I fail to see the evidence of a more peace minded Sharon as Friedman writes, “having, orchestrated a unilateral withdrawal from Gaza,  he (Sharon) surely would have tried something similar in the West Bank if he had not had a stroke.”  This is the man who, “ on the day that Rabin shook hands with Arafat, vowed that he would destroy the Oslo Peace process.”[4] 

And, if he did pull out of West Bank, what would be left?  A land checkered with Jewish only roads, checkpoints, walls and military regulations that keep Palestinians locked up in isolated bantustans.

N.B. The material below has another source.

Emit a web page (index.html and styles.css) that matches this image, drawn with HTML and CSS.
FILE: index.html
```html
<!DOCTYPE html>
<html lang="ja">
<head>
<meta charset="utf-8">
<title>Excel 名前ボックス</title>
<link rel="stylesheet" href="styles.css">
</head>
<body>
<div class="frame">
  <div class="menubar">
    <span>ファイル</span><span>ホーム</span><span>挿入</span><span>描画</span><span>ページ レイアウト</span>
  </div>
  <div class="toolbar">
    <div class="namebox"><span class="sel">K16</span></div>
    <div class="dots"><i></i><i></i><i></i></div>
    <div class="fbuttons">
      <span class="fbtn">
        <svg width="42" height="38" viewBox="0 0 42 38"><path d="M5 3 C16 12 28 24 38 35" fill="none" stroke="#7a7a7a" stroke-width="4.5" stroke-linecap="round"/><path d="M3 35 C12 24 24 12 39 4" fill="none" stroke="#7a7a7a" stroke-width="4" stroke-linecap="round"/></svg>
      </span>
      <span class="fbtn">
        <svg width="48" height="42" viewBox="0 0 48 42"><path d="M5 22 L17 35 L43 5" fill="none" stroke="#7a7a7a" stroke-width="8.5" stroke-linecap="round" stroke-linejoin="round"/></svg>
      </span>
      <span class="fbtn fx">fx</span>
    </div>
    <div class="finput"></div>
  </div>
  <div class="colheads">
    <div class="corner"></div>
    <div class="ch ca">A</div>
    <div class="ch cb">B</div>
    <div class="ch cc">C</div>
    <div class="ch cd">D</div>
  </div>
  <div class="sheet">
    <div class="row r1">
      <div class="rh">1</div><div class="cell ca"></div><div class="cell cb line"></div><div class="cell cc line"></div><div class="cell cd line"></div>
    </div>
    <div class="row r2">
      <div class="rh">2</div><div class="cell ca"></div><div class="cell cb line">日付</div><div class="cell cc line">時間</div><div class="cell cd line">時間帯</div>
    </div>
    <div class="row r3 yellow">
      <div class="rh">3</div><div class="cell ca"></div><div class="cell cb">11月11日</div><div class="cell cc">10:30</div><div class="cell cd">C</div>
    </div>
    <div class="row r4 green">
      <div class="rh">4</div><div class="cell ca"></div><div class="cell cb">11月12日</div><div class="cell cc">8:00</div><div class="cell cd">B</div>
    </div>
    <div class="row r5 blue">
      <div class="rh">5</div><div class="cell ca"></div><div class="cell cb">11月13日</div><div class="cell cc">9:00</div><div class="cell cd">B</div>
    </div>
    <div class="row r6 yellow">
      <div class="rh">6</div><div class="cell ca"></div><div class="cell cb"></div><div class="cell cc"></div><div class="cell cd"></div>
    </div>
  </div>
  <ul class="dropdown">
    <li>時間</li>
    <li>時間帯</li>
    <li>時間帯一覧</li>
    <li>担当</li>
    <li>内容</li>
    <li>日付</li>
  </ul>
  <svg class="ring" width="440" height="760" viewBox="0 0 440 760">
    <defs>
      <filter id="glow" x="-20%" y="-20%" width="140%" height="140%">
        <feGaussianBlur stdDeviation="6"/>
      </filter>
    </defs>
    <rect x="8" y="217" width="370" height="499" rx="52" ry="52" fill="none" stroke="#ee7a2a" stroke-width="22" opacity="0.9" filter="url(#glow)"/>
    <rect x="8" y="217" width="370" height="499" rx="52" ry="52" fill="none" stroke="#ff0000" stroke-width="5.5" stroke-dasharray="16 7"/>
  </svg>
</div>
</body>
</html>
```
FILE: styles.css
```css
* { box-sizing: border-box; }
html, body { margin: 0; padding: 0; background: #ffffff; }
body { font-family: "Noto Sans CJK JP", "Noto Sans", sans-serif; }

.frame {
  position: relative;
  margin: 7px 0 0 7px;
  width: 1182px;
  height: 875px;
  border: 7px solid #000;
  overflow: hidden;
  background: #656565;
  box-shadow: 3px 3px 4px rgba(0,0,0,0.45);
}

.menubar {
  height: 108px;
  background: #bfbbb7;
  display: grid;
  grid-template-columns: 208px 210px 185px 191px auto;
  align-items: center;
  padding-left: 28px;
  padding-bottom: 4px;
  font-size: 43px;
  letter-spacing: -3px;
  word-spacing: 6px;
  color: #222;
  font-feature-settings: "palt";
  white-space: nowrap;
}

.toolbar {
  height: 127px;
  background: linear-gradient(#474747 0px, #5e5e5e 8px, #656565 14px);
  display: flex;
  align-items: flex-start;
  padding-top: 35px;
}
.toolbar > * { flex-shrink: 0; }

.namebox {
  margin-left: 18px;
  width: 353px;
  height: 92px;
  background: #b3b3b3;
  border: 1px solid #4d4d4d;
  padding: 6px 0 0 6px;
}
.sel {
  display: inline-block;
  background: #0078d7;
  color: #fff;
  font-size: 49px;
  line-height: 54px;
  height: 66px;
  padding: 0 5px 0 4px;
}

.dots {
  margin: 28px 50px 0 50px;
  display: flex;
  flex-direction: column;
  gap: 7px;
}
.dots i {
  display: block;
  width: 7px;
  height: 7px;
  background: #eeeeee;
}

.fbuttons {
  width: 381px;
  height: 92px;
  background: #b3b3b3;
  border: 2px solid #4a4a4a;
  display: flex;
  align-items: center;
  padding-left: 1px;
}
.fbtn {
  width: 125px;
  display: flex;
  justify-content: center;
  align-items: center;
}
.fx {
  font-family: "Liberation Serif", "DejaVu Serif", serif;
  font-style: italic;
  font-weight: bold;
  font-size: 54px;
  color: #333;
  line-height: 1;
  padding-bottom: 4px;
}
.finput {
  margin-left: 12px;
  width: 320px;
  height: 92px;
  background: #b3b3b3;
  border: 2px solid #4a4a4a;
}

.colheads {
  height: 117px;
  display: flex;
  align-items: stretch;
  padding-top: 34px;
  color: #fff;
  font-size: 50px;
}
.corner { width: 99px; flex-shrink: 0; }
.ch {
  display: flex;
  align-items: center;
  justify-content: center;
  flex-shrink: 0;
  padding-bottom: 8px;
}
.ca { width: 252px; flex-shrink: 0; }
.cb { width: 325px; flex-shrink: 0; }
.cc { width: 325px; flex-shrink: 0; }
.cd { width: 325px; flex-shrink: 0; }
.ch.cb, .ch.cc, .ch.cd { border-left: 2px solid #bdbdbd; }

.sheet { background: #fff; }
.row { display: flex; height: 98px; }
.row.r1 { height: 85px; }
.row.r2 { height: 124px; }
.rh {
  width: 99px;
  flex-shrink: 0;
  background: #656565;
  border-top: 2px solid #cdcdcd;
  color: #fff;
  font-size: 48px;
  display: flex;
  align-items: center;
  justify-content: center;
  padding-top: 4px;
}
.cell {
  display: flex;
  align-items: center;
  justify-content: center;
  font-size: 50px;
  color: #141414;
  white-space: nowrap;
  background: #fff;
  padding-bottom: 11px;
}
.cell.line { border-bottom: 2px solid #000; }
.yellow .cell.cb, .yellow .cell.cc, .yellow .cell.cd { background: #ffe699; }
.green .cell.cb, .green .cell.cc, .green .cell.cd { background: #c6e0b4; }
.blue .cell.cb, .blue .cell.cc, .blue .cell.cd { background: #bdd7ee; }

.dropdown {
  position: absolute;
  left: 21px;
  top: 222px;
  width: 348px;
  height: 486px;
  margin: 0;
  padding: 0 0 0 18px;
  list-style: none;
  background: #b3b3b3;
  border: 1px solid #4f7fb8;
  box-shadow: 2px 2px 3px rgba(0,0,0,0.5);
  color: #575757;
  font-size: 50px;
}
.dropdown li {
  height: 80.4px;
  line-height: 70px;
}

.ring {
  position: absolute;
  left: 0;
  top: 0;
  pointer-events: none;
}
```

But, what could you expect from a man  who, back in 1980, convened a meeting with some of his top generals and other top military and security people and had them sign a blood oath which committed them to fight to the death to prevent any government of Israel withdrawing from the West Bank.[5]

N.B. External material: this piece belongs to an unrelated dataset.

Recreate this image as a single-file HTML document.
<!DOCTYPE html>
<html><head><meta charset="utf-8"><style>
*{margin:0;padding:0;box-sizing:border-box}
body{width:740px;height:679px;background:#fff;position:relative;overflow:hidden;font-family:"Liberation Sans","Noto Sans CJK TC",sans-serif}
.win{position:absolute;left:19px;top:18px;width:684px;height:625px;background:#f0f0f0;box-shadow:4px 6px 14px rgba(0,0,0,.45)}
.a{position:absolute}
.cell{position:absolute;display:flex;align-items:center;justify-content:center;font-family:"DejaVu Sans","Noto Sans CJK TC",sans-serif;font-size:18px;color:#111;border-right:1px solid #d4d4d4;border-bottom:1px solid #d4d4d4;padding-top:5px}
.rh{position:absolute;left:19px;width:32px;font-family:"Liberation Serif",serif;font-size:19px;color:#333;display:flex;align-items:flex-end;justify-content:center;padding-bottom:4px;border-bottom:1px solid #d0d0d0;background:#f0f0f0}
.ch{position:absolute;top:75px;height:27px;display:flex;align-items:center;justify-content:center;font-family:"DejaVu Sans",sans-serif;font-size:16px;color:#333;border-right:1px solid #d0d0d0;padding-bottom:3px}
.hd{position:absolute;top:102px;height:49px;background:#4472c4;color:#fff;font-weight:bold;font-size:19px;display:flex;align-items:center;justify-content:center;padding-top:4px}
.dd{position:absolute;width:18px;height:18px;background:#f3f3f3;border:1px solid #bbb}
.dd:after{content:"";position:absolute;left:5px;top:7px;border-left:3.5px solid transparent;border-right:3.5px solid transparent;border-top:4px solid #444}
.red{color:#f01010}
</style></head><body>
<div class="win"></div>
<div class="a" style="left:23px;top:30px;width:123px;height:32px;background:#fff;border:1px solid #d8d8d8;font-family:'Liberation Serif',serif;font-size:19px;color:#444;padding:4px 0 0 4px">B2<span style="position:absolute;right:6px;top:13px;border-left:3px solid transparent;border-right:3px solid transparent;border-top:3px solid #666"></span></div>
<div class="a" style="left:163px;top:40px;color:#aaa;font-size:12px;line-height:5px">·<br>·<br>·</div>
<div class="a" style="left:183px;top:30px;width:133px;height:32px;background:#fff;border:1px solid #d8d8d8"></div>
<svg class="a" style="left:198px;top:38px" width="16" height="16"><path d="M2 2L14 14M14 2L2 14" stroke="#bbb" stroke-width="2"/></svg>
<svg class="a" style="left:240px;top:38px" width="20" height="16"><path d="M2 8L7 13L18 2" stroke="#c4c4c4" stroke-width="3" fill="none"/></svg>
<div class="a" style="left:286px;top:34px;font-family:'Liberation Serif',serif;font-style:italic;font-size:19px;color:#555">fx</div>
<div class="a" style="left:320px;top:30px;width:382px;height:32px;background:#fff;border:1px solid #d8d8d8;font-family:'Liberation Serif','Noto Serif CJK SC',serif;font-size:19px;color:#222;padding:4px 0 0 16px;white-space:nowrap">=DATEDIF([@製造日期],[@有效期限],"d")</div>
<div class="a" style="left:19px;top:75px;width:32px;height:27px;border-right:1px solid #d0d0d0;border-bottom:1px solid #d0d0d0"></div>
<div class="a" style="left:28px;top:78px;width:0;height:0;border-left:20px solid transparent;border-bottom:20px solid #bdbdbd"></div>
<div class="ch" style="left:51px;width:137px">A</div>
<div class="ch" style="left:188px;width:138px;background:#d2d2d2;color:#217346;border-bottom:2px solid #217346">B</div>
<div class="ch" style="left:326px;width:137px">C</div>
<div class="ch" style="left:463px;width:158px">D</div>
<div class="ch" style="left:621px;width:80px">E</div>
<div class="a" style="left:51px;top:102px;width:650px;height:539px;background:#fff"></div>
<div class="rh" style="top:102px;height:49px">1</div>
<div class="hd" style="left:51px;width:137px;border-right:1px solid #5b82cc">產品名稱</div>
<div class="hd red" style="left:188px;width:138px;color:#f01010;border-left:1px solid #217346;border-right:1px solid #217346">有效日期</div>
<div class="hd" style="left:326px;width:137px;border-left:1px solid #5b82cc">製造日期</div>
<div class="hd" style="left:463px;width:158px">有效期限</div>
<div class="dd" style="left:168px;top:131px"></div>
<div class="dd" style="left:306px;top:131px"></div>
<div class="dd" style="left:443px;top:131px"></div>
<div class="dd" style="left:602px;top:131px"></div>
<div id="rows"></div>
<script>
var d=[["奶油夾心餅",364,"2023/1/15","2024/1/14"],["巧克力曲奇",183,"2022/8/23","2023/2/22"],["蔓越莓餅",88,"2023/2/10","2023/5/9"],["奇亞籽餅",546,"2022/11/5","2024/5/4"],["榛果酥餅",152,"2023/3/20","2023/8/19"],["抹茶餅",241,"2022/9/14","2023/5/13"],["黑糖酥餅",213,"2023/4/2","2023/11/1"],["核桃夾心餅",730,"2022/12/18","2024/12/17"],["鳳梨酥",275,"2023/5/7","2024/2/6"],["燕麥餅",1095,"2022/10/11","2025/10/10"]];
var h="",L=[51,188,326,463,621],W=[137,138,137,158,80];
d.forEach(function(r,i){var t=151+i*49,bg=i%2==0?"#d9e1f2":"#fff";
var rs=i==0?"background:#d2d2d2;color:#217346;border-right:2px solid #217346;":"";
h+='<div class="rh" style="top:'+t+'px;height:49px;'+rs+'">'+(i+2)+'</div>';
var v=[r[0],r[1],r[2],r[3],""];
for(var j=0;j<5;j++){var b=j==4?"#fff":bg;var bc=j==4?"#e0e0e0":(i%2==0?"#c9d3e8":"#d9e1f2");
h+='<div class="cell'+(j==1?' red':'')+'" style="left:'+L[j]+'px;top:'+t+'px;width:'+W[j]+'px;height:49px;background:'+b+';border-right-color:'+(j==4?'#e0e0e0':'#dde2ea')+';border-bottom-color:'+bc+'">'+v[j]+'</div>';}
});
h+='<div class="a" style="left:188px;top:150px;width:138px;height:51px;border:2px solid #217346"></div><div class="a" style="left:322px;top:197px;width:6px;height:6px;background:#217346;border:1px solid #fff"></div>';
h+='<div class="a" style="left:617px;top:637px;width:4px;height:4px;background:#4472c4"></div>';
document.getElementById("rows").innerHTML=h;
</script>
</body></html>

Friedman references a biography of Sharon entitled, “He doesn’t Stop at Red Lights.” I guess not. The cross street is packed with slow moving compacts and he is driving a tank. He goes to war when he is the only one with an army.

As far as I can tell, Sharon’s life remained dedicated to Zionism. He seemed to believe that Jews were God’s chosen people to be privileged above all others. To him, there were only two kinds of people: Jews and everybody else. He did not want a Jewish state, at least not one with all the restrictions imposed by the Hebrew prophets. He wanted a Zionist state.  I never saw evidence to indicate otherwise.  Friedman is right about one thing. Sharon truly did represent Israel.

Thomas Are
January 30, 2014


[1] The Atlanta Journal-Constitution, January 17, 2014. p. A-11.
[2] Max Blumenthal, How Ariel Sharon Shaped Israel’s Destiny, The Nation, January 11, 2014.
[3] Ariel Sharon, Israeli Foreign Minister, addressing a meeting of the Tsomet Party, Agence France Presse, November 15, 1998.
[4] Alan Hart, Zionism, The Real Enemy of the Jews, (Clarity Press, Atlanta, 2009) Volume One., p. 40.
[5] Alan Hart, Zionism, The Real Enemy of the Jews, (Clarity Press, Atlanta, 2009) Volume Three., p. 228.